Ana Cuevas
He
descubierto que existe una nueva tendencia ideológica en auge en
algunos países occidentales como EEUU o Gran Bretaña. Se llama Transhumanismo y
su estrategia parece ser valerse de la política para conseguir la vida
eterna. Así como suena más o menos. Pero la cosa no se queda ahí. Los
transhumanistas sostienen que si la inteligencia artificial no deja de
avanzar, amenazará en un futuro la supervivencia de la raza humana
(teoría que defiende el propio Hawking). Y para evitarlo, proponen una
especie de fusión con la tecnología que, de tacada, nos proporcionará la
inmortalidad.
Es decir,
la especie humana evolucionaría a la especie transhumana. Pasaríamos a
ser algo así como un cíborg que, gracias a un tuneado biónico de alta
gama, superaría las enfermedades y el envejecimiento. Incluso se
eliminarían los prejuicios por cuestiones raciales, por el sexo o por la
apariencia física (argumentan entusiasmados sus seguidores), puesto que
se podría modificar el aspecto a conveniencia con algún dispositivo de
nanotecnología que llevaríamos incorporado de serie.
Por
supuesto, ese mundo feliz libre de artrosis, patas de gallo y
sepulturas será optativo, conceden los transhumanistas. Optativo y solo
accesible a quienes tengan bien forrados sus biológicos riñones. Porque
esa hipotética simbiosis con las máquinas no saldrá de balde. Lo que me
hace sospechar que esta tendencia, de llegar a extenderse, solo
redundaría en que los ricos, amén de ser más poderosos, serían
inmortales. Hasta ahora, a los parias de la tierra nos quedaba el
consuelo de saber que los banqueros y otros tiburones financieros
también acabarían siendo pasto de gusanos. Dentro de poco, ni eso. Ya
existe un candidato transhumanista a la presidencia estadounidense que
ofrece la vida eterna a cambio del apoyo a su campaña- ¿Quieres morir?

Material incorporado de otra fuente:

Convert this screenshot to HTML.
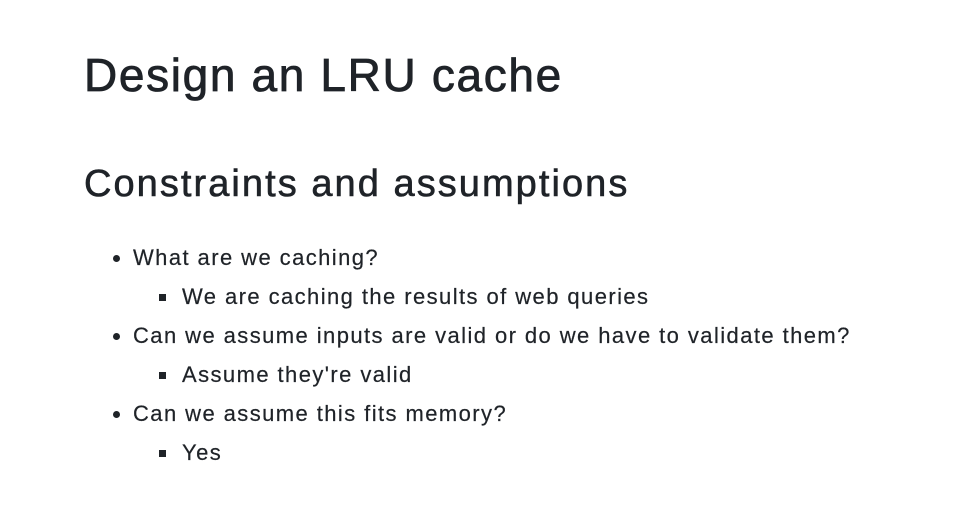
<!DOCTYPE html>
<html><head><style>
body{margin:0;background:#fff;color:#1f2328;font-family:"Liberation Sans",sans-serif;width:979px;height:526px;overflow:hidden}
h1{position:absolute;left:84px;top:47px;margin:0;font-size:46px;font-weight:normal;line-height:56px;letter-spacing:1.65px;-webkit-text-stroke:0.8px #1f2328}
h2{position:absolute;left:84px;top:160px;margin:0;font-size:38px;font-weight:normal;line-height:48px;letter-spacing:2.05px;-webkit-text-stroke:0.6px #1f2328}
.t{position:absolute;font-size:22px;line-height:26px;white-space:nowrap;letter-spacing:1.42px;-webkit-text-stroke:0.2px #1f2328}
.b{position:absolute;width:7px;height:7px;border-radius:50%;background:#1f2328}
.s{position:absolute;width:7px;height:7px;background:#1f2328}
</style></head><body>
<h1>Design an LRU cache</h1>
<h2>Constraints and assumptions</h2>
<div class="b" style="left:113px;top:255px"></div><div class="t" style="left:133px;top:245px">What are we caching?</div>
<div class="s" style="left:159px;top:294px"></div><div class="t" style="left:182px;top:284px">We are caching the results of web queries</div>
<div class="b" style="left:113px;top:333px"></div><div class="t" style="left:133px;top:323px">Can we assume inputs are valid or do we have to validate them?</div>
<div class="s" style="left:159px;top:372px"></div><div class="t" style="left:182px;top:362px">Assume they're valid</div>
<div class="b" style="left:113px;top:411px"></div><div class="t" style="left:133px;top:401px">Can we assume this fits memory?</div>
<div class="s" style="left:159px;top:450px"></div><div class="t" style="left:182px;top:440px">Yes</div>
</body></html>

Pues en caso de que la respuesta sea negativa, vótame.
Por
muy tentador que pueda parecer a priori lo que oferta esta gente, a
servidora se le han puesto los pelos como escarpias. He sufrido una
regresión a la infancia. Para ser más concretos, a un hecho traumático
que padecí a los siete años. Sucedió en la clase de religión que nos
impartía sor Sebastiana (una religiosa cuyo fervor solo era superado por
la contundencia de sus collejas).
Mientras
entraba en un estado de levitativo éxtasis teresiano, la buena mujer
trataba de explicar a la clase de párvulas la importancia de ser buenas
para alcanzar la vida eterna. Recuerdo que entonces, sin saber muy bien
por qué, vencí mi timidez congénita para lanzar una pregunta a mi
maestra: ¿Y qué se hace en la vida eterna? Hay situaciones que, pese a
las décadas y las amnesias de la vida, se te quedan grabadas para
siempre. Una de ellas para mí es la cara de Sor Sebatiana balbuceando
improvisadas y piadosas contestaciones a mi impertinente pregunta. Cosas
como: tocar el harpa y alabar al creador. ¿Pero todo el tiempo?-
Insistí yo tozuda.- ¡Vaya rollo! Aquí fue cuando mi exasperada
preceptora espiritual decidió administrarme un pedagógico cogotazo que
zanjara definitivamente mis inquietudes sobre las bondades de la
eternidad.
La sensación
es similar con los transhumanistas. Su punto de partida es combatir el
riesgo de una superinteligencia artificial y sacar el máximo provecho de
ella. Las religiones llevan haciéndolo desde que andábamos dándonos con
un garrote. Aunque ellas, en su totalidad manifiesta, son más de
combatir el riesgo que tiene la inteligencia humana.
La
vida eterna es un cebo muy goloso para casi todo el mundo. Cuánto no
más para psicópatas y megalómanos. Puede triunfar presidiendo un
programa electoral. O incitar a guerras santas que manden al paraíso a
millones de almas.A mí me pasa lo mismo que cuando era cría. La eternidad me da mucha pereza. Es demasiado tiempo para inquietos y culos de mal asiento. Me conformo con vivir con dignidad lo que me quede de vida. Con eso tengo bastante.